* [DESCRIPTION OF THE TASK] Exactly as written, quote every line that follows, skipping the images.

* [DATASET EXCERPT]
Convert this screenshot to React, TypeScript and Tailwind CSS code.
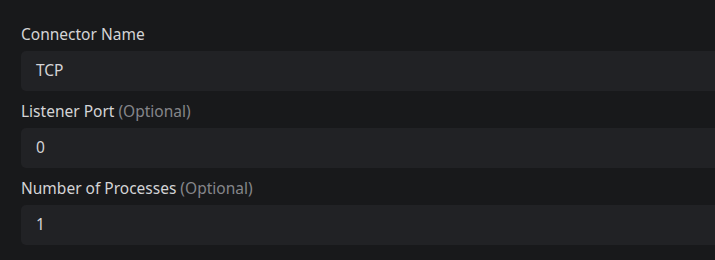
import React from "react";

function Field({ label, optional, value }: { label: string; optional?: boolean; value: string }) {
  return (
    <div className="flex flex-col gap-[6px]">
      <div className="h-[20px] text-[15.5px] leading-[19px] text-[#d4d4d6]">
        {label}
        {optional && <span className="text-[#85868a]"> (Optional)</span>}
      </div>
      <div className="h-[40px] w-[720px] rounded-[5px] bg-[#212225] pl-[15px] flex items-center text-[15.5px] text-[#d4d4d6]">
        {value}
      </div>
    </div>
  );
}

export default function App() {
  return (
    <div
      className="w-[715px] h-[260px] overflow-hidden bg-[#18191b] pt-[25px] pl-[21px] flex flex-col gap-[11px]"
      style={{ fontFamily: '"Noto Sans", sans-serif' }}
    >
      <Field label="Connector Name" value="TCP" />
      <Field label="Listener Port" optional value="0" />
      <Field label="Number of Processes" optional value="1" />
    </div>
  );
}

* [EXERCISE SOLUTION]
Convert this screenshot to React, TypeScript and Tailwind CSS code.
import React from "react";

function Field({ label, optional, value }: { label: string; optional?: boolean; value: string }) {
  return (
    <div className="flex flex-col gap-[6px]">
      <div className="h-[20px] text-[15.5px] leading-[19px] text-[#d4d4d6]">
        {label}
        {optional && <span className="text-[#85868a]"> (Optional)</span>}
      </div>
      <div className="h-[40px] w-[720px] rounded-[5px] bg-[#212225] pl-[15px] flex items-center text-[15.5px] text-[#d4d4d6]">
        {value}
      </div>
    </div>
  );
}

export default function App() {
  return (
    <div
      className="w-[715px] h-[260px] overflow-hidden bg-[#18191b] pt-[25px] pl-[21px] flex flex-col gap-[11px]"
      style={{ fontFamily: '"Noto Sans", sans-serif' }}
    >
      <Field label="Connector Name" value="TCP" />
      <Field label="Listener Port" optional value="0" />
      <Field label="Number of Processes" optional value="1" />
    </div>
  );
}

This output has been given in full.